In that case, a promotion may be the only path that improves cash flow without turning into burnout. For someone with low risk tolerance, the safest move is usually the one that preserves retirement match, health coverage, and income stability first.
The safest hybrid path is to spend 12 to 24 months building the promotion case while testing one small side hustle with clear limits. That gives you salary growth now and an income experiment without gambling your sleep.
The 12-month sequence
Start with your current job. Ask what gets promoted where you work, what skills matter, and what raise range is normal. Then use that map to get one level better before adding anything else.
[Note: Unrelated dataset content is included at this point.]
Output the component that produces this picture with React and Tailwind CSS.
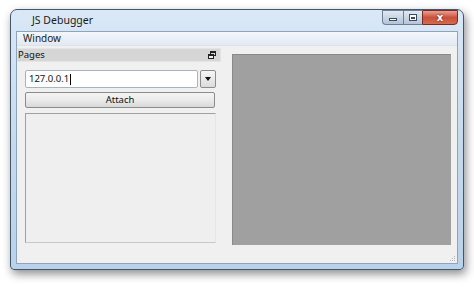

The 24-month money picture
A realistic 24-month view often looks like this: a promotion might add $6,000 to $20,000 in annual pay depending on the company and level, while a side hustle might add $3,000 to $18,000 after taxes if it survives long enough to stabilize.
Test three things before scaling a side hustle: demand, repeatability, and tax friction. If people will not pay twice, if delivery is too messy, or if taxes wipe out the margin, stop and protect your energy.
This advice does not fit someone who already earns well enough, has almost no chance of promotion, or needs maximum stability right now. In those cases, the right move can be to protect the job, keep cash flow steady, and skip the extra project until life gets lighter.
A practical 12-24 month view changes the decision. A promotion that increases salary by 5% to 12% can compound through future raises, bonus potential, and retirement contributions, while a side hustle might produce little or nothing for several months before reaching a steady level. If the side business earns $500 a month after six months and grows to $1,200 a month by year two, that can beat a modest raise, but only if taxes, setup costs, and fatigue do not eat the margin.
In contrast, even a smaller promotion can create a clearer financial runway because the extra cash arrives automatically and usually improves borrowing power, savings rate, and long-term planning.
A hybrid plan works best when it is structured in phases. First, define the promotion target at work: the title, skills, and results that prove career advancement is realistic. Second, set a side hustle test with a hard time limit, such as five hours a week for 90 days, and track whether it creates extra income without damaging sleep or performance. Third, keep tax withholding in mind by separating business money from personal money and setting aside a portion for taxes.
Fourth, review burnout signals every month. If the side business is growing but your job performance is slipping, pause scaling and protect the main income source until the system is stable.
A side hustle only stays healthy when it respects employer rules and legal boundaries. Read the handbook for moonlighting policies, avoid using company time, clients, software, or confidential information, and make sure the work does not create a conflict of interest. If the income is paid to you directly, tax withholding usually will not happen automatically the way it does with a job, so estimated taxes may be needed.
That matters because underpaying taxes can turn extra income into a headache. Good side business planning also means knowing when to stop: if the work damages work-life balance, triggers burnout, or puts your job at risk, the cost can exceed the benefit very quickly.
FAQ
A promotion is usually better for steady income. It raises salary, may increase bonuses, and often improves benefits. A side hustle can beat it later, but only after time, testing, and tax costs. For most people searching side hustle vs promotion 30s salary, the safer first move is the one that increases base pay without adding much risk.
How much can a side hustle make in the first year?
A side hustle often makes less than people expect in year one. Many start near $0, then move into the $300 to $1,500 monthly range if demand holds. Some make more, but many stall. The first year is usually about proof, not freedom.
What if i want career growth and extra income?
A hybrid path usually works best. Push for career advancement at work while testing one small side hustle with clear limits. That way, the promotion supports your base while the side business shows whether extra income is real.
Does a side hustle cause burnout more often?
Yes, when it steals sleep and recovery time. Burnout risk rises fast if the side work happens every night after a full job. A promotion can also stress a person, but it usually keeps the work inside one system.
Can my employer stop me from having a side hustle?
Sometimes, yes. Many employers use moonlighting policies, conflict-of-interest rules, and limits on company time or tools. Check the contract, handbook, and state labor laws before starting.
How do taxes work on side hustle income?
Side hustle income is usually self-employment income, which means taxes are handled differently from payroll wages. The IRS may expect estimated payments, and self-employment tax can apply to net earnings.
What to do next
The best choice in your 30s is usually the one that solves the biggest problem first. If you need stability, choose promotion. If your job ceiling is low and your energy is still strong, test a side hustle. If both seem possible, use the hybrid path and give yourself 12 to 24 months before calling it a win or a miss.
When someone asks this question, the clean answer is simple: pick the path that protects your energy while improving your cash flow the fastest. For most people in their 30s, that means promotion first, side hustle second, and no guilt about moving one step at a time.
Which path is better if i have student debt?
Promotion is usually better if the debt feels heavy and monthly cash is tight. A raise is more predictable and easier to budget. A side hustle can help later, but only if the extra hours do not make the rest of life worse.